Working with Sensation and Difficulty

The body scan will inevitably encounter sensations that are uncomfortable or painful. This is actually one of its primary benefits—it creates the conditions for relating to physical discomfort differently. The habitual relationship with pain is resistance: we want it to stop, we tense against it, we try to escape it through mental distraction. The body scan asks something different: to simply notice the sensation, to be present with it without adding the secondary suffering of resistance and avoidance.

This doesn't mean accepting or resigning yourself to pain. It means creating a different relationship with the experience of pain. Notice where the sensation is located. What are its qualities—throbbing, sharp, dull, burning? Does it change when you observe it rather than resist it? Often, the act of observation itself changes the experience, not through magical elimination but through the relaxation that comes from non-resistance. The suffering in pain is often more about the resistance than the sensation itself.

Difficulty in the body scan isn't limited to painful sensations. Many people find the practice boring,烦躁, or frustrating. They want to move faster, or they discover they can't stay focused, or they fall asleep. These difficulties are information. Boredom might indicate how rarely you're asked to simply be present with physical sensation without doing anything. Restlessness might indicate how uncomfortable it is to slow down. Falling asleep might indicate how sleep-deprived you are or how your body craves rest. The difficulty is part of the practice, not an obstacle to it.

The Body as Home

Perhaps the deepest value of body scan practice is that it cultivates a different relationship with the physical self. Modern Western culture particularly tends to locate identity in the mind, treating the body as a vehicle or vehicle for the "real" self that resides elsewhere. This mind-body split produces particular patterns: neglect of physical needs, mistreatment of the body, disconnection from physical sensation, experience of the body as an obstacle or burden rather than a home.

The body scan counters this by treating the body as worthy of attention and care. Not because attention and care will produce some particular outcome (though they do produce benefits), but because the body is you, not separate from you. The toes you ignore, the stomach you override with stress, the shoulders you don't notice until they scream—these are part of your experience, and learning to be present to them is part of learning to be present to your life.

This presence has practical applications. People who practice regular body scan develop better interoception—the capacity to sense the internal state of the body. This capacity is associated with emotional regulation, intuitive decision-making, and self-awareness. Athletes, performers, and high achievers often have well-developed body awareness; body scan practice develops it deliberately for anyone. The capacity to notice what's happening physically—early signs of stress, fatigue, emotional activation—enables proactive management rather than reactive crisis response.

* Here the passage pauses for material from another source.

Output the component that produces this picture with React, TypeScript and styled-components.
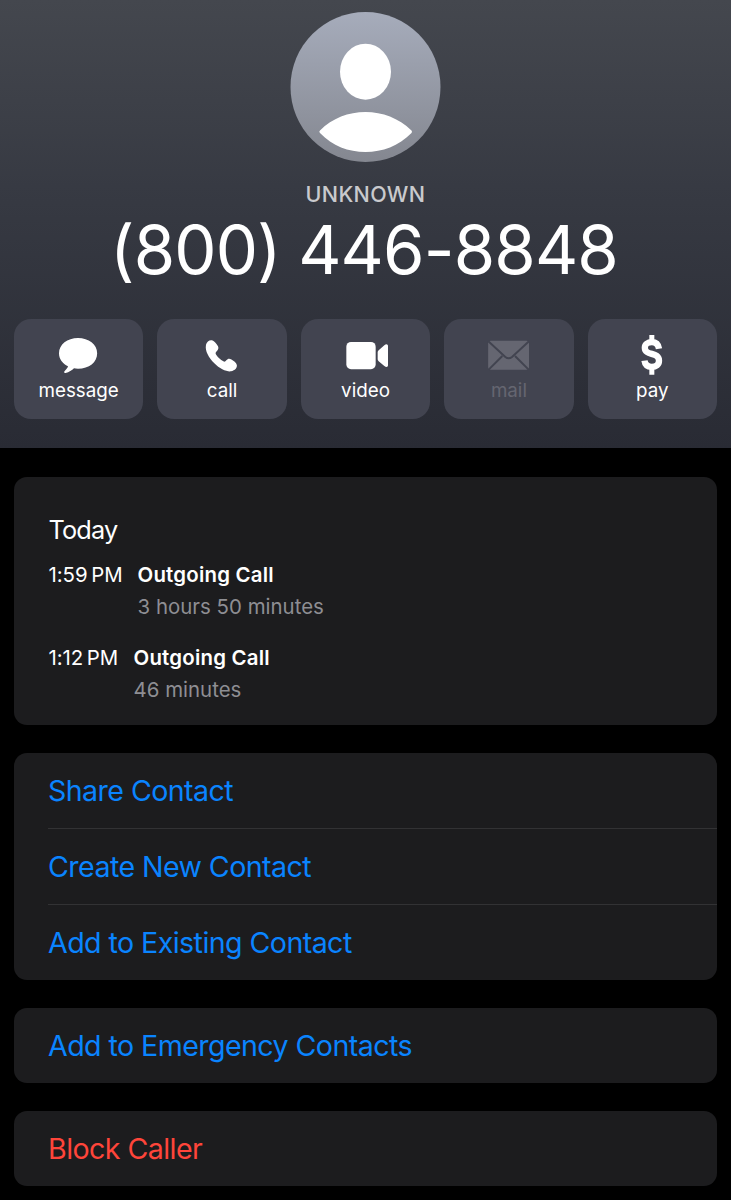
import React from "react";
import styled, { createGlobalStyle } from "styled-components";

const GlobalStyle = createGlobalStyle`
  *, *::before, *::after { box-sizing: border-box; }
  body {
    margin: 0;
    background: #000;
    color: #fff;
    font-family: Inter, "Liberation Sans", sans-serif;
    font-feature-settings: "calt" 0;
  }
`;

const Page = styled.main`
  width: 731px;
  height: 1200px;
  overflow: hidden;
  background: #000;
`;

const Header = styled.header`
  display: flex;
  flex-direction: column;
  align-items: center;
  height: 448px;
  padding: 12px 14px 0;
  background: linear-gradient(#44474e 0%, #363942 45%, #292b34 100%);
`;

const Avatar = styled.svg`
  display: block;
  width: 151px;
  height: 150px;
  flex: none;
`;

const Label = styled.div`
  margin-top: 20px;
  font-size: 21.5px;
  font-weight: 500;
  line-height: 24px;
  letter-spacing: 0.35px;
  color: #c9cacd;
`;

const PhoneNumber = styled.h1`
  margin: 4px 0 0;
  padding-right: 3px;
  font-size: 67px;
  font-weight: 400;
  line-height: 80px;
  letter-spacing: -0.85px;
  word-spacing: -0.5px;
  white-space: nowrap;
`;

const Actions = styled.div`
  display: grid;
  grid-template-columns: repeat(5, 1fr);
  column-gap: 14.2px;
  width: 100%;
  margin-top: 29px;
`;

const ActionButton = styled.button`
  display: flex;
  flex-direction: column;
  align-items: center;
  height: 99.5px;
  padding: 16px 0 0;
  border: 0;
  border-radius: 17px;
  background: #424450;
  color: ${(p) => (p.disabled ? "#656671" : "#fff")};
  font-family: inherit;
`;

const ActionIcon = styled.svg`
  display: block;
  width: 48px;
  height: 40px;
  fill: currentColor;
`;

const ActionText = styled.span`
  margin-top: 4px;
  font-size: 18.8px;
  line-height: 24px;
  letter-spacing: 0;
`;

const Content = styled.div`
  display: flex;
  flex-direction: column;
  gap: 27.6px;
  padding: 29px 14px 0;
`;

const Card = styled.section`
  border-radius: 13px;
  background: #1c1c1e;
  overflow: hidden;
`;

const HistoryCard = styled(Card)`
  height: 248.3px;
  padding: 37px 34.5px 0;
`;

const Day = styled.h2`
  margin: 0;
  font-size: 25.3px;
  font-weight: 400;
  line-height: 32px;
  letter-spacing: -0.85px;
`;

const Call = styled.div<{ $top: number }>`
  display: flex;
  margin-top: ${(p) => p.$top}px;
  font-size: 20.4px;
  line-height: 31.5px;
`;

const Time = styled.span<{ $width: number }>`
  width: ${(p) => p.$width}px;
  letter-spacing: -0.05px;
  white-space: nowrap;
`;

const CallKind = styled.div`
  font-weight: 600;
  letter-spacing: 0.22px;
`;

const Duration = styled.div`
  color: #8e8e93;
  letter-spacing: 0.03px;
`;

const Row = styled.div<{ $danger?: boolean; $divider?: boolean }>`
  height: ${(p) => (p.$divider ? 76 : 75.4)}px;
  margin-left: 34px;
  border-bottom: ${(p) => (p.$divider ? "1px solid #323234" : "0")};
  color: ${(p) => (p.$danger ? "#ff453a" : "#0a84ff")};
  font-size: 28.6px;
  line-height: 76.6px;
  letter-spacing: -0.57px;
`;

const MessageIcon = () => (
  <ActionIcon viewBox="165 90 144 120">
    <path d="M234 99C266 99 291.500 118 291.500 144.500C291.500 172 267 191 234 191C229 191 225 190.500 222 190C216 196 207 202 197 204C192 205 191 201 194 198C199 193 203 189 204 184C188 176 177 163 177 145C177 118 202 99 234 99Z" />
  </ActionIcon>
);

const CallIcon = () => (
  <ActionIcon viewBox="595 90 144 120">
    <path d="M619 119C621 110 630 104 637 106C643 107 649 115 655 124C658 130 655 135 651 139C647 143 647 146 650 150C656 158 662 164 671 169C675 171 677 170 680 166C684 161 689 160 694 163C702 168 710 173 711.500 180C713 189 706 196 694 199C682 201 660 192 644 175C628 158 615 138 619 119Z" />
  </ActionIcon>
);

const VideoIcon = () => (
  <ActionIcon viewBox="156 90 144 120">
    <rect x="169" y="111" width="88" height="81.500" rx="14" />
    <path d="M263 141Q263 138 266 135.500L283 120.500C289 115.500 294 118 294 123V181C294 186 289 188 283 183L266 169Q263 166.500 263 163Z" />
  </ActionIcon>
);

const MailIcon = () => (
  <ActionIcon viewBox="585 90 144 120">
    <rect x="594.500" y="107.500" width="122.500" height="86.500" rx="8" />
    <g fill="none" stroke="#424450" strokeWidth="6">
      <path d="M595 109L646 156Q656 164 666 156L717 109" />
      <path d="M596 194L637 153M716 194L675 153" />
    </g>
  </ActionIcon>
);

const PayIcon = () => (
  <ActionIcon viewBox="205 90 144 120">
    <path
      d="M298 131C296 118 288 111.500 276.500 111.500C264 111.500 255.500 118 255.500 128C255.500 154 298 139 298 167C298 179 289 185.500 276.500 185.500C264 185.500 256 179 254.500 167"
      fill="none"
      stroke="currentColor"
      strokeWidth="19"
    />
    <path d="M269 90H284V112H269ZM269 186H284V209H269Z" />
  </ActionIcon>
);

const actions = [
  { name: "message", icon: <MessageIcon /> },
  { name: "call", icon: <CallIcon /> },
  { name: "video", icon: <VideoIcon /> },
  { name: "mail", icon: <MailIcon />, disabled: true },
  { name: "pay", icon: <PayIcon /> },
];

export default function App() {
  return (
    <Page>
      <GlobalStyle />
      <Header>
        <Avatar viewBox="-0.5 0 151 150">
          <defs>
            <linearGradient id="avatar" x1="0" y1="0" x2="0" y2="1">
              <stop offset="0" stopColor="#a6acbb" />
              <stop offset="1" stopColor="#848790" />
            </linearGradient>
          </defs>
          <circle cx="75" cy="75" r="75" fill="url(#avatar)" />
          <ellipse cx="75" cy="59.700" rx="25.500" ry="28" fill="#fff" />
          <path
            d="M29.500 118.500C42 106 58 100 75 100C92 100 108 106 121 118.500Q122 119.700 121 121C108 134 92 140 75 140C58 140 42 134 29.500 121Q28 119.700 29.500 118.500Z"
            fill="#fff"
          />
        </Avatar>
        <Label>UNKNOWN</Label>
        <PhoneNumber>(800) 446-8848</PhoneNumber>
        <Actions>
          {actions.map((a) => (
            <ActionButton key={a.name} disabled={a.disabled}>
              {a.icon}
              <ActionText>{a.name}</ActionText>
            </ActionButton>
          ))}
        </Actions>
      </Header>
      <Content>
        <HistoryCard>
          <Day>Today</Day>
          <Call $top={13}>
            <Time $width={89}>1:59{"\u2009"}PM</Time>
            <div>
              <CallKind>Outgoing Call</CallKind>
              <Duration>3 hours 50 minutes</Duration>
            </div>
          </Call>
          <Call $top={20}>
            <Time $width={85}>1:12{"\u2009"}PM</Time>
            <div>
              <CallKind>Outgoing Call</CallKind>
              <Duration>46 minutes</Duration>
            </div>
          </Call>
        </HistoryCard>
        <Card>
          <Row $divider>Share Contact</Row>
          <Row $divider>Create New Contact</Row>
          <Row>Add to Existing Contact</Row>
        </Card>
        <Card>
          <Row>Add to Emergency Contacts</Row>
        </Card>
        <Card>
          <Row $danger>Block Caller</Row>
        </Card>
      </Content>
    </Page>
  );
}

Integrating Body Awareness into Daily Life

The body scan need not be limited to formal practice sessions. The awareness developed in formal practice can extend into daily life through informal attention to physical sensation. Several times during the day—a pause at your desk, a moment in line, a transition between activities—you can briefly scan your body, noticing where you're holding tension, how you're breathing, what sensations are present. This brief attention, repeated throughout the day, accumulates into the kind of embodied awareness that formal practice cultivates.

This informal practice also provides useful information. You might notice that your shoulders tense every time you check email, or that your stomach tightens in certain situations, or that you hold your breath during moments of stress. These patterns, once noticed, can be consciously interrupted. You can't change what you don't notice, and informal body awareness makes visible what was previously invisible.

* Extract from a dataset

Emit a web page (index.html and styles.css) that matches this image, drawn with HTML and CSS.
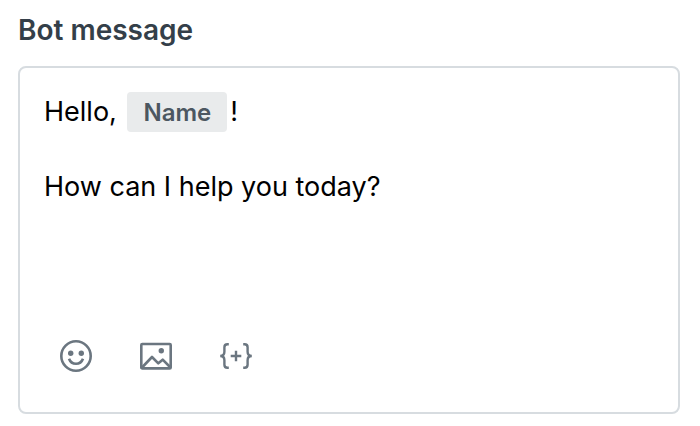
FILE: index.html
```
<!DOCTYPE html>
<html lang="en">
<head>
    <meta charset="UTF-8">
    <meta name="viewport" content="width=device-width, initial-scale=1.0">
    <title>Bot message</title>
    <link rel="stylesheet" href="styles.css">
</head>
<body>
    <div class="field">
        <h1 class="field-label" id="message-label">Bot message</h1>

        <div class="editor">
            <div class="editor-text" contenteditable="true" role="textbox" aria-multiline="true" aria-labelledby="message-label" spellcheck="false">
                <p>Hello, <span class="variable" contenteditable="false">Name</span>!</p>
                <p>How can I help you today?</p>
            </div>

            <!-- Toolbar -->
            <div class="toolbar">
                <button type="button" aria-label="Insert emoji">
                    <svg viewBox="0 0 32 32" fill="none" stroke="currentColor">
                        <circle cx="16" cy="16" r="14.7" stroke-width="2.6"/>
                        <circle cx="10.7" cy="13.3" r="2.7" fill="currentColor" stroke="none"/>
                        <circle cx="21.3" cy="13.3" r="2.7" fill="currentColor" stroke="none"/>
                        <path d="M9 18.7C10.2 21.9 12.8 23.7 16 23.7s5.800-1.800 7-5" stroke-width="2.6"/>
                    </svg>
                </button>
                <button type="button" aria-label="Insert image">
                    <svg viewBox="0 0 32 32" fill="none" stroke="currentColor" stroke-width="2.6" stroke-linejoin="round">
                        <rect x="1.3" y="4" width="29.4" height="24.4" rx="1"/>
                        <circle cx="21.3" cy="10.7" r="2.7" fill="currentColor" stroke="none"/>
                        <path d="M2 27.5l10-10.500 6.300 6.300 4.400-3.600 7.300 7.300"/>
                    </svg>
                </button>
                <button type="button" aria-label="Insert variable">
                    <svg viewBox="0 0 32 32" fill="none" stroke="currentColor" stroke-width="2.4">
                        <path d="M8.800 4.200H7.400C5.200 4.200 4.400 5.300 4.400 7.200v4.600c0 2.400-1.300 4.200-4.200 4.200 2.900 0 4.200 1.800 4.200 4.200v4.600c0 1.900.8 3 3 3h1.400"/>
                        <path d="M23.200 4.200h1.400c2.200 0 3 1.100 3 3v4.600c0 2.400 1.300 4.200 4.200 4.200-2.900 0-4.200 1.800-4.200 4.200v4.600c0 1.900-.8 3-3 3h-1.400"/>
                        <path d="M16 10.700v10.600M10.700 16h10.600"/>
                    </svg>
                </button>
            </div>
        </div>
    </div>
</body>
</html>
```
FILE: styles.css
```
:root {
    --label-color: #343f49;
    --icon-color: #6b7680;
    --border-color: #d7dce0;
    --chip-color: #e9ebec;
}

* {
    box-sizing: border-box;
    margin: 0;
    padding: 0;
}

body {
    font-family: Inter, "Liberation Sans", sans-serif;
    background-color: white;
    padding: 12px 20px 12px 18px;
}

.field {
    display: flex;
    flex-direction: column;
    gap: 18px;
}

.field-label {
    color: var(--label-color);
    font-size: 28px;
    font-weight: 600;
    line-height: 36px;
}

.editor {
    border: 2px solid var(--border-color);
    border-radius: 8px;
    padding: 24px;
}

.editor-text {
    min-height: 232px;
    color: black;
    font-size: 27px;
    line-height: 40px;
    outline: none;
}

.editor-text p + p {
    margin-top: 35px;
}

.variable {
    display: inline-block;
    margin: 0 3px;
    padding: 1px 16px 0;
    border-radius: 4px;
    background-color: var(--chip-color);
    color: #4c5761;
    font-size: 24px;
    font-weight: 600;
    line-height: 39px;
    vertical-align: top;
}

.toolbar {
    display: flex;
    gap: 32px;
    padding: 8px;
}

.toolbar button {
    display: flex;
    padding: 8px;
    border: none;
    background: none;
    color: var(--icon-color);
    cursor: pointer;
}

.toolbar svg {
    width: 32px;
    height: 32px;
}
```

The integration of body awareness also supports the management of strong emotions. Emotions have physical components—heart rate changes, breathing patterns, muscle tension—that can be directly influenced even when the emotional state itself resists direct manipulation. When anxiety rises, consciously relaxing the stomach muscles and extending the exhale activates the parasympathetic nervous system, signaling safety even while the mind might still be spinning. The body offers a pathway into emotional regulation that's available even when cognitive approaches aren't working.

Practice Considerations and Tips

Body scan practices range from brief (five minutes) to extended (forty-five minutes or more). Longer practices allow for more thorough attention to each region and more time for the body to reveal what it holds. Shorter practices can be surprisingly effective, particularly when done consistently. Beginning practitioners often benefit from guided body scans—recordings or apps that direct attention through the body—until the practice becomes familiar enough to do independently.

Regularity matters more than duration. Ten minutes of daily body scan practice will typically produce more benefit than hour-long sessions once a week. The cumulative effect of consistent practice builds body awareness over time in ways that occasional extended practice cannot. The body learns to be noticed; this learning happens through repetition.

Finally, treat yourself with patience and compassion as you develop this practice. The disconnection from your body that body scan reveals isn't a personal failing; it's a culturally reinforced pattern that most people in modern society share. You're not doing it wrong if you find it difficult or uncomfortable; you're doing exactly what the practice requires by noticing the difficulty. The practice meets you where you are, and over time, the relationship between you and your body can shift from habitual neglect to genuine presence.